Или это: "И в этот временной период я не сочиняю свои творения, я их «списываю»! ОТКУДА? - С ЭГРЕГОРА(!), который питает поэтическое творчество или прозаическое (я пишу и стихи, и прозу). То же произошло и с Владимиром Давыдовичем Спектором. О чём я глубоко сожалею, так это о том, что не имею литературного образования (я агроном и медсестра)..."
Без комментариев...
Появились обращения: "Мы, одноклассники Владимира Спектора...", Короче: "верю, верю, верю". Пахнуло совком изрядно...

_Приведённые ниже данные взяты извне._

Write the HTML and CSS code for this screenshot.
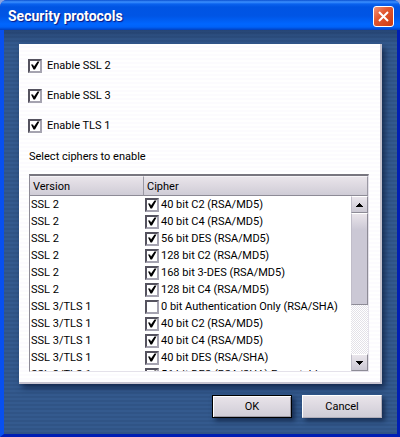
FILE: index.html
```html
<!DOCTYPE html>
<html lang="en">
<head>
  <meta charset="UTF-8" />
  <meta name="viewport" content="width=device-width, initial-scale=1.0"/>
  <title>Security protocols</title>
  <link rel="stylesheet" href="styles.css">
</head>
<body>
  <div class="dialog">
    <div class="titlebar">
      <h1>Security protocols</h1>
      <button type="button" class="close" aria-label="Close">
        <svg width="11" height="11" viewBox="0 0 11 11"><path d="M1 1 L10 10 M10 1 L1 10" stroke="#fff" stroke-width="2" fill="none"/></svg>
      </button>
    </div>

    <form class="content">
      <div class="panel">
        <div class="protocols">
          <label><input type="checkbox" checked> Enable SSL 2</label>
          <label><input type="checkbox" checked> Enable SSL 3</label>
          <label><input type="checkbox" checked> Enable TLS 1</label>
        </div>

        <p>Select ciphers to enable</p>

        <div class="list">
          <table>
            <thead>
              <tr><th class="version">Version</th><th>Cipher</th></tr>
            </thead>
            <tbody>
              <tr><td>SSL 2</td><td><label><input type="checkbox" checked>40 bit C2 (RSA/MD5)</label></td></tr>
              <tr><td>SSL 2</td><td><label><input type="checkbox" checked>40 bit C4 (RSA/MD5)</label></td></tr>
              <tr><td>SSL 2</td><td><label><input type="checkbox" checked>56 bit DES (RSA/MD5)</label></td></tr>
              <tr><td>SSL 2</td><td><label><input type="checkbox" checked>128 bit C2 (RSA/MD5)</label></td></tr>
              <tr><td>SSL 2</td><td><label><input type="checkbox" checked>168 bit 3-DES (RSA/MD5)</label></td></tr>
              <tr><td>SSL 2</td><td><label><input type="checkbox" checked>128 bit C4 (RSA/MD5)</label></td></tr>
              <tr><td>SSL 3/TLS 1</td><td><label><input type="checkbox">0 bit Authentication Only (RSA/SHA)</label></td></tr>
              <tr><td>SSL 3/TLS 1</td><td><label><input type="checkbox" checked>40 bit C2 (RSA/MD5)</label></td></tr>
              <tr><td>SSL 3/TLS 1</td><td><label><input type="checkbox" checked>40 bit C4 (RSA/MD5)</label></td></tr>
              <tr><td>SSL 3/TLS 1</td><td><label><input type="checkbox" checked>40 bit DES (RSA/SHA)</label></td></tr>
              <tr><td>SSL 3/TLS 1</td><td><label><input type="checkbox" checked>56 bit DES (RSA/SHA) Exportable</label></td></tr>
            </tbody>
          </table>
          <div class="scrollbar">
            <button type="button" aria-label="Scroll up">
              <svg width="7" height="4" viewBox="0 0 7 4" shape-rendering="crispEdges"><path d="M3 0h1v1h1v1h1v1h1v1H0V3h1V2h1V1h1z"/></svg>
            </button>
            <div class="thumb"></div>
            <button type="button" class="down" aria-label="Scroll down">
              <svg width="7" height="4" viewBox="0 0 7 4" shape-rendering="crispEdges"><path d="M0 0h7v1H6v1H5v1H4v1H3V3H2V2H1V1H0z"/></svg>
            </button>
          </div>
        </div>
      </div>

      <div class="buttons">
        <button type="submit" class="default">OK</button>
        <button type="button">Cancel</button>
      </div>
    </form>
  </div>
</body>
</html>
```
FILE: styles.css
```css
* {
  box-sizing: border-box;
}

body {
  margin: 0;
  background: #8ba3e0;
  font-family: Roboto, sans-serif;
  font-size: 11px;
  line-height: 17px;
  color: #000;
}

button,
input {
  font: inherit;
  margin: 0;
  padding: 0;
}

.dialog {
  display: flex;
  flex-direction: column;
  height: 100vh;
  min-height: 320px;
  border-radius: 7px 7px 0 0;
  overflow: hidden;
  background: #0842d8;
}

/* title bar */
.titlebar {
  display: flex;
  align-items: center;
  justify-content: space-between;
  height: 30px;
  padding: 3px 6px 0 8px;
  background: linear-gradient(#0a4fd0 0, #3c90ff 2px, #0a62ee 4px, #0054e3 7px, #0055e5 16px, #0066ff 24px, #0062f8 27px, #0040c0 30px);
}

.titlebar h1 {
  margin: 0;
  font-size: 14px;
  font-weight: bold;
  color: #fff;
  text-shadow: 1px 1px 1px #0a1883;
}

.close {
  display: flex;
  align-items: center;
  justify-content: center;
  width: 21px;
  height: 21px;
  border: 1px solid #fff;
  border-radius: 3px;
  background: linear-gradient(135deg, #f0937a, #e25730 40%, #cc3a10);
}

/* striped body */
.content {
  flex: 1;
  min-height: 0;
  display: flex;
  flex-direction: column;
  margin: 0;
  padding: 14px 15px 16px;
  border: solid;
  border-width: 0 3px 3px 4px;
  border-color: #0842d8 #001eb4 #001eb4 #0850f0;
  background:
    linear-gradient(rgba(20, 40, 80, 0.4), rgba(20, 40, 80, 0) 14px),
    repeating-linear-gradient(#345a8e 0, #345a8e 2px, #305486 2px, #305486 4px);
}

.panel {
  flex: 1;
  min-height: 0;
  display: flex;
  flex-direction: column;
  padding: 13px 11px 10px 9px;
  border: solid #c8c5d0;
  border-width: 0 2px 2px 0;
  background: repeating-linear-gradient(#fff 0, #fff 2px, #fcfbfe 2px, #fcfbfe 4px);
  box-shadow: 3px 4px 6px rgba(10, 25, 55, 0.7);
}

.protocols {
  display: flex;
  flex-direction: column;
  gap: 13px;
}

.protocols label {
  display: flex;
  align-items: center;
  gap: 5px;
}

.panel p {
  margin: 14px 1px 9px;
}

input[type="checkbox"] {
  appearance: none;
  flex: none;
  width: 14px;
  height: 14px;
  border: 2px solid;
  border-color: #55535f #a5a3b0 #a5a3b0 #55535f;
  background: #fff;
}

input[type="checkbox"]:checked::before {
  content: "";
  display: block;
  width: 10px;
  height: 10px;
  background: #000;
  clip-path: polygon(10% 40%, 30% 40%, 40% 60%, 75% 10%, 95% 10%, 50% 90%, 35% 90%);
}

/* cipher list */
.list {
  position: relative;
  flex: 1;
  min-height: 0;
  overflow: hidden;
  margin-left: 1px;
  border: solid;
  border-width: 2px 1px 1px;
  border-color: #77757f #e4e1ea #e4e1ea #8d8b96;
  background: #fff;
}

table {
  width: 100%;
  table-layout: fixed;
  border-collapse: separate;
  border-spacing: 0;
  white-space: nowrap;
}

th {
  height: 20px;
  padding: 0 3px;
  border: solid;
  border-width: 1px 1px 1px 0;
  border-color: #f4f2f6 #9a98a3 #8d8b96;
  background: linear-gradient(#e9e4ea, #cfccd6);
  font-weight: normal;
  text-align: left;
}

.version {
  width: 114px;
}

td {
  height: 17px;
  padding: 0 1px;
}

td label {
  display: flex;
  align-items: center;
  gap: 2px;
}

.scrollbar {
  position: absolute;
  top: 20px;
  right: 0;
  bottom: 0;
  display: flex;
  flex-direction: column;
  width: 17px;
  background: repeating-conic-gradient(#e3e1e8 0 25%, #fff 0 50%) 0 0 / 2px 2px;
}

.scrollbar button,
.thumb {
  border: 1px solid;
  border-color: #fff #8d8b96 #8d8b96 #c0bdc9;
  background: linear-gradient(#eae6ec, #cbc8d3);
}

.scrollbar button {
  display: flex;
  align-items: center;
  justify-content: center;
  height: 17px;
}

.thumb {
  height: 92px;
  background: linear-gradient(#e9e4ea, #cbc8d5 16px);
}

.scrollbar .down {
  margin-top: auto;
}

/* buttons */
.buttons {
  display: flex;
  justify-content: flex-end;
  gap: 10px;
  margin-top: 11px;
}

.buttons button {
  width: 80px;
  height: 23px;
  border: 1px solid;
  border-color: #fff #b0adb8 #b0adb8 #fff;
  background: linear-gradient(#e9e4ea, #cfccd6);
  box-shadow: 3px 3px 5px rgba(10, 25, 55, 0.7);
}

.buttons .default {
  border-color: #000;
  box-shadow: inset 1px 1px #fff, inset -1px -1px #a09da8, 3px 3px 5px rgba(10, 25, 55, 0.7);
}
```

Тем не менее, в поддержку правоты Игоря Меламеда высказались не последние в Нац. СП Украины люди: В. Гутковский, Александр Чернов. Вероятно, эти люди не испугались
угроз Спектора* "каждому воздастся", поскольку в литературном и проф. отношении независимы от него. Да и письмо самого Спектора говорящее!
Довольно внятно на сайте Поэзия ру охарактеризовал ситуацию В. Айриян. Математики и люди с нормальной логикой, честные люди - поддерживают эту т.з.
45-я параллель и Южнорусский СП удалили Спектора из авторов.
Людей, не верящих в то, что можно бессознательно (слово в слово) написать однажды уже написанное другим человеком стихотворение, поменяв географическое название, неизмеримо больше, не только на Поэзии ру, но и
у Игоря в журнале.
Игорь меня не просил и не уполномочил выступать в его защиту, достаточно первой непосредственной реакции, но мне захотелось, чтобы все нормальные люди знали: Игорь Меламед поэт и человек редкий, его, к слову, не в первый раз обворовывают.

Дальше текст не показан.